The exercise:
Wherever the string "with" appears, copy the whole line.

Exercise material:
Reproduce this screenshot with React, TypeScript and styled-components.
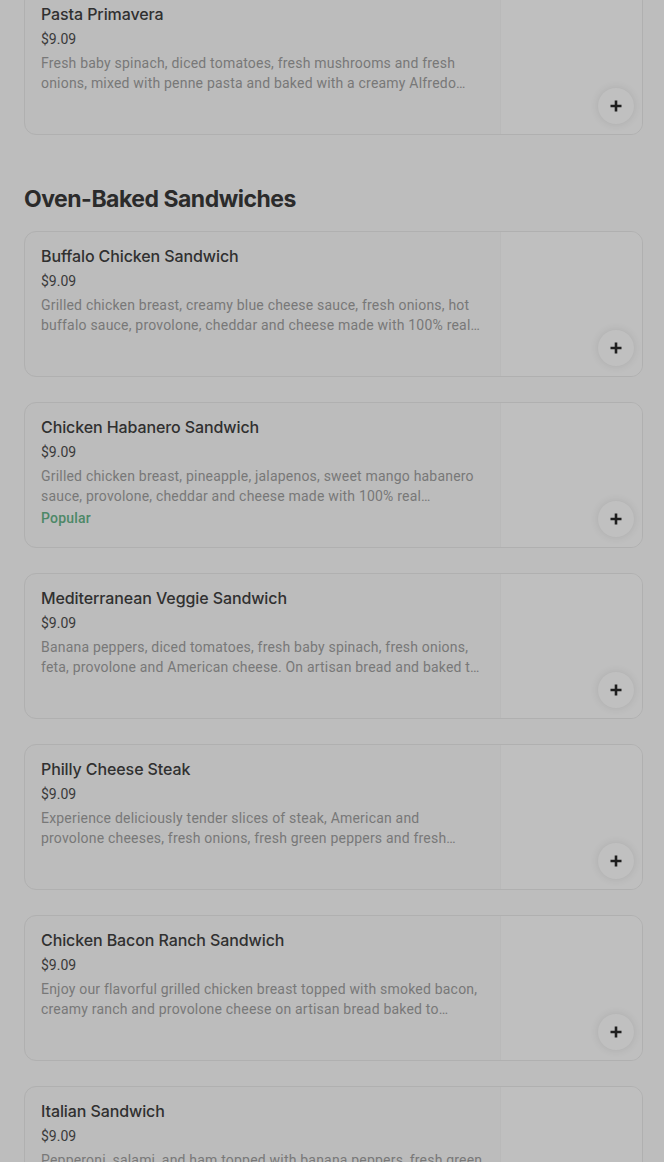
import React from 'react';
import styled, { createGlobalStyle } from 'styled-components';

interface IMenuItem {
  title: string;
  price: string;
  description: string;
  popular?: boolean;
}

const GlobalStyle = createGlobalStyle`
  html, body {
    margin: 0;
    padding: 0;
    background: #bdbdbd;
    overflow: hidden;
  }

  body {
    font-family: Roboto, "Liberation Sans", sans-serif;
    -webkit-font-smoothing: antialiased;
  }
`;

const Page = styled.div`
  width: 664px;
  height: 1162px;
  overflow: hidden;
  background: #bdbdbd;
`;

const Menu = styled.div`
  display: flex;
  flex-direction: column;
  padding: 0 21px 0 24px;
  margin-top: -11px;
`;

const Section = styled.section`
  display: flex;
  flex-direction: column;
  gap: 25px;
`;

const SectionTitle = styled.h2`
  margin: 48px 0 16px;
  font-family: Inter, "Liberation Sans", sans-serif;
  font-size: 23px;
  line-height: 32px;
  font-weight: 700;
  letter-spacing: -0.5px;
  color: #2b2b2b;
`;

const Card = styled.div`
  display: flex;
  height: 146px;
  border: 1px solid #b0b0b0;
  border-radius: 12px;
  overflow: hidden;
  background: #bcbcbc;
  box-sizing: border-box;
`;

const Info = styled.div`
  flex: 1;
  min-width: 0;
  padding: 14px 16px 16px;
  display: flex;
  flex-direction: column;
`;

const ItemTitle = styled.div`
  font-family: Inter, "Liberation Sans", sans-serif;
  font-size: 16px;
  line-height: 20px;
  font-weight: 500;
  letter-spacing: -0.1px;
  color: #303030;
`;

const Price = styled.div`
  margin-top: 5px;
  font-size: 14px;
  line-height: 20px;
  color: #3a3a3a;
`;

const Description = styled.div`
  margin-top: 4px;
  font-size: 14px;
  line-height: 20px;
  letter-spacing: 0.2px;
  color: #787878;
  display: -webkit-box;
  -webkit-line-clamp: 2;
  -webkit-box-orient: vertical;
  overflow: hidden;
`;

const Tag = styled.div`
  margin-top: 2px;
  font-size: 14px;
  line-height: 20px;
  font-weight: 500;
  letter-spacing: 0.2px;
  color: #4d8867;
`;

const Photo = styled.div`
  position: relative;
  width: 141px;
  flex: none;
  background: #bfbfbf;
  border-left: 1px solid #b9b9b9;
`;

const AddButton = styled.button`
  position: absolute;
  right: 8px;
  bottom: 10px;
  width: 36px;
  height: 36px;
  border: none;
  border-radius: 50%;
  padding: 0;
  display: flex;
  align-items: center;
  justify-content: center;
  background: #c0c0c0;
  box-shadow: 0 0 8px rgba(0, 0, 0, 0.1);
  color: #1f1f1f;
  cursor: pointer;
`;

const PlusIcon = () => (
  <svg width="14" height="14" viewBox="0 0 14 14" fill="none">
    <path d="M7 1.5v11M1.5 7h11" stroke="currentColor" strokeWidth="2.6" />
  </svg>
);

const MenuCard = ({ title, price, description, popular }: IMenuItem) => (
  <Card>
    <Info>
      <ItemTitle>{title}</ItemTitle>
      <Price>{price}</Price>
      <Description>{description}</Description>
      {popular && <Tag>Popular</Tag>}
    </Info>
    <Photo>
      <AddButton aria-label={`Add ${title}`}>
        <PlusIcon />
      </AddButton>
    </Photo>
  </Card>
);

const sandwiches: IMenuItem[] = [
  {
    title: 'Buffalo Chicken Sandwich',
    price: '$9.09',
    description:
      'Grilled chicken breast, creamy blue cheese sauce, fresh onions, hot buffalo sauce, provolone, cheddar and cheese made with 100% real mozzarella on artisan bread.',
  },
  {
    title: 'Chicken Habanero Sandwich',
    price: '$9.09',
    description:
      'Grilled chicken breast, pineapple, jalapenos, sweet mango habanero sauce, provolone, cheddar and cheese made with 100% real mozzarella on artisan bread.',
    popular: true,
  },
  {
    title: 'Mediterranean Veggie Sandwich',
    price: '$9.09',
    description:
      'Banana peppers, diced tomatoes, fresh baby spinach, fresh onions, feta, provolone and American cheese. On artisan bread and baked to perfection.',
  },
  {
    title: 'Philly Cheese Steak',
    price: '$9.09',
    description:
      'Experience deliciously tender slices of steak, American and provolone cheeses, fresh onions, fresh green peppers and fresh mushrooms on artisan bread.',
  },
  {
    title: 'Chicken Bacon Ranch Sandwich',
    price: '$9.09',
    description:
      'Enjoy our flavorful grilled chicken breast topped with smoked bacon, creamy ranch and provolone cheese on artisan bread baked to golden brown perfection.',
  },
  {
    title: 'Italian Sandwich',
    price: '$9.09',
    description:
      'Pepperoni, salami, and ham topped with banana peppers, fresh green peppers, fresh onions and provolone cheese on artisan bread.',
  },
];

const App = () => (
  <Page>
    <GlobalStyle />
    <Menu>
      <MenuCard
        title="Pasta Primavera"
        price="$9.09"
        description="Fresh baby spinach, diced tomatoes, fresh mushrooms and fresh onions, mixed with penne pasta and baked with a creamy Alfredo sauce and provolone cheese."
      />
      <SectionTitle>Oven-Baked Sandwiches</SectionTitle>
      <Section>
        {sandwiches.map((item) => (
          <MenuCard key={item.title} {...item} />
        ))}
      </Section>
    </Menu>
  </Page>
);

export default App;
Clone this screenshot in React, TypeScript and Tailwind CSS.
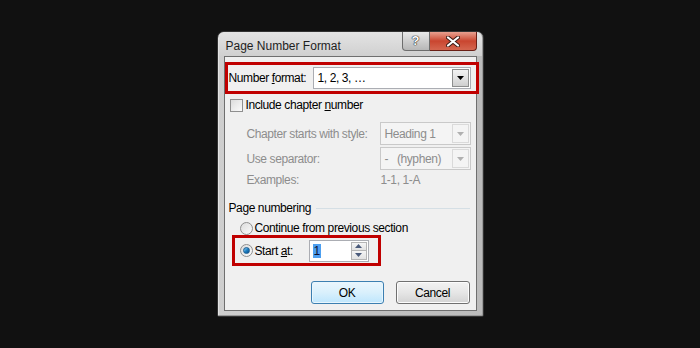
import React from "react";

function Arrow({ color = "#000" }: { color?: string }) {
  return (
    <svg width="7" height="4" viewBox="0 0 7 4">
      <path d="M0 0 H7 L3.5 4 Z" fill={color} />
    </svg>
  );
}

function Combo({ text, disabled, w }: { text: string; disabled?: boolean; w: string }) {
  return (
    <div
      className={`${w} h-full flex items-center border ${
        disabled ? "border-[#c9c9c9] bg-[#f4f4f4] text-[#8d8d8d]" : "border-[#abadb3] bg-white text-black"
      }`}
    >
      <span className="flex-1 pl-[4px] whitespace-pre">{text}</span>
      <div
        className={`w-[17px] h-[calc(100%-2px)] mr-[1px] flex items-center justify-center border ${
          disabled
            ? "border-[#dadada] bg-[#f4f4f4]"
            : "border-[#8e8f8f] bg-gradient-to-b from-[#f2f2f2] via-[#e3e3e3] to-[#cfcfcf]"
        }`}
      >
        <Arrow color={disabled ? "#b0b0b0" : "#000"} />
      </div>
    </div>
  );
}

function Radio({ checked }: { checked?: boolean }) {
  return (
    <div className="w-[13px] h-[13px] rounded-full border border-[#8f8f8f] bg-gradient-to-br from-[#dcdcdc] to-[#fbfbfb] flex items-center justify-center shrink-0">
      {checked && (
        <div className="w-[7px] h-[7px] rounded-full bg-gradient-to-br from-[#8fd3f5] via-[#1d82c4] to-[#0d4d8a] border border-[#1a5d93]" />
      )}
    </div>
  );
}

export default function App() {
  return (
    <div className="w-[700px] h-[348px] bg-[#111111] flex items-center justify-center font-['Liberation_Sans',Arial,sans-serif] text-[12px] leading-[14px] text-black">
      <div className="w-[267px] h-[286px] rounded-t-[7px] rounded-b-[2px] border border-[#333333] bg-gradient-to-r from-[#cfcfcf] via-[#c2c2c2] to-[#bcbcbc] shadow-[inset_1px_1px_0_#e4e4e4,inset_-1px_-1px_0_#9a9a9a] flex flex-col px-[6px] pb-[5px]">
        <div className="h-[24px] flex items-start bg-gradient-to-b from-[#e4e4e4] to-[#d0d0d0] -mx-[5px] px-[5px] rounded-t-[6px]">
          <span className="mt-[7px] ml-[2px] text-[#1e1e1e]">Page Number Format</span>
          <div className="ml-auto flex">
            <div className="w-[28px] h-[19px] rounded-bl-[4px] border border-t-0 border-[#6d6d6d] bg-gradient-to-b from-[#e9e9e9] via-[#cfcfcf] to-[#b7b7b7] flex items-center justify-center text-white font-bold text-[13px] [text-shadow:0_0_1px_#222,0_0_1px_#222,0_0_1px_#222]">
              ?
            </div>
            <div className="w-[47px] h-[19px] rounded-br-[4px] border border-t-0 border-l-0 border-[#6a1f16] bg-gradient-to-b from-[#e8a090] via-[#c9452f] to-[#d4664f] flex items-center justify-center">
              <svg width="14" height="11" viewBox="0 0 14 11">
                <path d="M2 1.5 L12 9.5 M12 1.5 L2 9.5" stroke="#3a1a14" strokeWidth="4" strokeLinecap="round" />
                <path d="M2 1.5 L12 9.5 M12 1.5 L2 9.5" stroke="#ffffff" strokeWidth="2.2" strokeLinecap="round" />
              </svg>
            </div>
          </div>
        </div>
        <div className="flex-1 border border-[#6f6f6f] bg-[#f0f0f0] flex flex-col tracking-[-0.4px]">
          {/* Number format */}
          <div className="mt-[5px] -mr-[3px] h-[32px] border-[3px] border-[#c00000] flex items-center">
            <span className="w-[85px] pl-[1px] shrink-0">
              Number <span className="underline">f</span>ormat:
            </span>
            <div className="h-[22px]">
              <Combo text="1, 2, 3, …" w="w-[158px]" />
            </div>
          </div>
          {/* Include chapter number */}
          <div className="mt-[4px] h-[14px] flex items-center pl-[5px] gap-[3px]">
            <div className="w-[13px] h-[13px] border border-[#8f8f8f] bg-gradient-to-br from-[#dcdcdc] to-[#fbfbfb] shrink-0" />
            <span>
              Include chapter <span className="underline">n</span>umber
            </span>
          </div>
          <div className="mt-[10px] h-[23px] flex items-center pl-[22px] text-[#8d8d8d]">
            <span className="w-[133px] shrink-0">Chapter starts with style:</span>
            <Combo text="Heading 1" disabled w="w-[91px]" />
          </div>
          <div className="mt-[2px] h-[23px] flex items-center pl-[22px] text-[#8d8d8d]">
            <span className="w-[133px] shrink-0">Use separator:</span>
            <Combo text="-   (hyphen)" disabled w="w-[91px]" />
          </div>
          <div className="mt-[3px] h-[14px] flex items-center pl-[22px] text-[#8d8d8d]">
            <span className="w-[134px] shrink-0">Examples:</span>
            <span>1-1, 1-A</span>
          </div>
          {/* Page numbering */}
          <div className="mt-[14px] h-[14px] flex items-center pl-[4px] pr-[6px]">
            <span>Page numbering</span>
            <div className="flex-1 h-px bg-[#d5dfe5] ml-[5px]" />
          </div>
          <div className="mt-[6px] h-[14px] flex items-center pl-[15px] gap-[2px]">
            <Radio />
            <span>Continue from previous section</span>
          </div>
          <div className="ml-[7px] w-[149px] h-[31px] border-[3px] border-[#c00000] flex items-center pl-[5px]">
            <Radio checked />
            <span className="ml-[2px] w-[54px] shrink-0">
              Start <span className="underline">a</span>t:
            </span>
            <div className="w-[60px] h-[22px] border border-[#abadb3] bg-white flex items-center">
              <span className="ml-[3px] bg-[#4d9ff0] text-[#101030] px-[1px] leading-[14px]">1</span>
              <div className="ml-auto mr-[1px] w-[16px] h-[18px] flex flex-col">
                <div className="flex-1 border border-[#b5b5b5] bg-gradient-to-b from-[#f5f5f5] to-[#e2e2e2] flex items-center justify-center">
                  <svg width="7" height="4" viewBox="0 0 7 4"><path d="M0 4 H7 L3.5 0 Z" fill="#4a5a7a" /></svg>
                </div>
                <div className="flex-1 border border-t-0 border-[#b5b5b5] bg-gradient-to-b from-[#f5f5f5] to-[#e2e2e2] flex items-center justify-center">
                  <svg width="7" height="4" viewBox="0 0 7 4"><path d="M0 0 H7 L3.5 4 Z" fill="#4a5a7a" /></svg>
                </div>
              </div>
            </div>
          </div>
          {/* Buttons */}
          <div className="mt-[15px] flex justify-end gap-[12px] pr-[6px]">
            <div className="w-[73px] h-[23px] rounded-[3px] border border-[#3c7fb1] bg-gradient-to-b from-[#eaf6fd] via-[#d9f0fc] to-[#bee6fd] shadow-[inset_0_0_0_1px_#e8f6fd] flex items-center justify-center">
              OK
            </div>
            <div className="w-[74px] h-[23px] rounded-[3px] border border-[#707070] bg-gradient-to-b from-[#f2f2f2] via-[#e6e6e6] to-[#d3d3d3] shadow-[inset_0_0_0_1px_#fcfcfc] flex items-center justify-center">
              Cancel
            </div>
          </div>
        </div>
      </div>
    </div>
  );
}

Full output:
Reproduce this screenshot with React, TypeScript and styled-components.
      'Grilled chicken breast, creamy blue cheese sauce, fresh onions, hot buffalo sauce, provolone, cheddar and cheese made with 100% real mozzarella on artisan bread.',
      'Grilled chicken breast, pineapple, jalapenos, sweet mango habanero sauce, provolone, cheddar and cheese made with 100% real mozzarella on artisan bread.',
      'Enjoy our flavorful grilled chicken breast topped with smoked bacon, creamy ranch and provolone cheese on artisan bread baked to golden brown perfection.',
      'Pepperoni, salami, and ham topped with banana peppers, fresh green peppers, fresh onions and provolone cheese on artisan bread.',
        description="Fresh baby spinach, diced tomatoes, fresh mushrooms and fresh onions, mixed with penne pasta and baked with a creamy Alfredo sauce and provolone cheese."
            <span className="w-[133px] shrink-0">Chapter starts with style:</span>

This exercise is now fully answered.